Ogni anno si riaccende la polemica sul presepe a scuola. Cosa ne pensa?

“Specialmente quando si invoca il rispetto e la laicità, spesso c’è un falso concetto di laicità. Perché uno Stato laico non significa uno Stato che annulla la religiosità. Uno Stato è laico in quanto permette alle diverse forme di espressione della religiosità di esprimersi, di non essere discriminate. Vorrei ricordare a chiunque che la dimensione religiosa è una delle costanti antropologiche: non c’è gruppo organizzato il quale non si esprima in una forma religiosa. Volere che uno Stato laico appiattisca o annulli la religiosità significa andare contro l’uomo. C’è al fondamento un cattivo uso e senso della laicità dello Stato. L’altro elemento che non capisco, che mi sembra del tutto ideologico, è che questa contrapposizione la si impianti con il mondo islamico. Ma semplicemente è  frutto di una grande ignoranza. Perché per l’Islam Gesù Cristo è uno dei Profeti, un personaggio da venerare: non sarà per loro come Maometto ma è come se dicessero a me, che all’interno della Chiesa Cattolica qualcuno potrebbe essere offeso dal fatto che io sono francescano e ho un’attenzione per San Francesco che considero un santo. Quindi mi sembra per davvero frutto di ignoranza, frutto di ideologia. Fra l’altro, un vero dialogo interreligioso non si può fare senza una chiara identità. Il mondo islamico, e in generale il mondo orientale, rimprovera l’Occidente per questo vuoto di spiritualità, per il fatto che ci stiamo del tutto sbarazzando dell’elemento religioso. E tante volte ho sentito questa critica: o il Cristo che voi predicate non è una religione vera o non la sapete predicare”.

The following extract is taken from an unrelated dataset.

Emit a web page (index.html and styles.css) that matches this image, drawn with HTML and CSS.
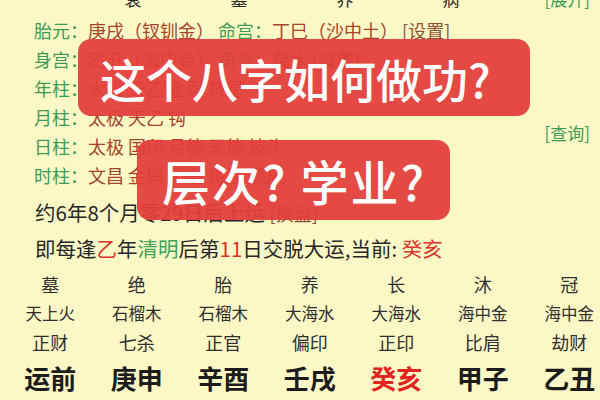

A chi dà dunque fastidio il presepe?

“Penso non possa far paura a nessuno, non possa turbare nessuno il segno di questo Bambino, perché è l’immagine di maggiore dolcezza e intimità che ci possa essere. È un segno universale della vita che nasce. Che poi per me abbia un valore divino, che per un altro ne abbia semplicemente uno umano, penso che si tratti semplicemente di livelli di attenzione ma non di due cose che confliggono. Ritengo veramente che questa sia una polemica senza fondamento, senza prospettive, senza senso, e che soltanto per motivi pretestuosi la si può impiantare o la si può sempre riproporre. Tanto, essendo vuota, non può che fare semplicemente rumore”.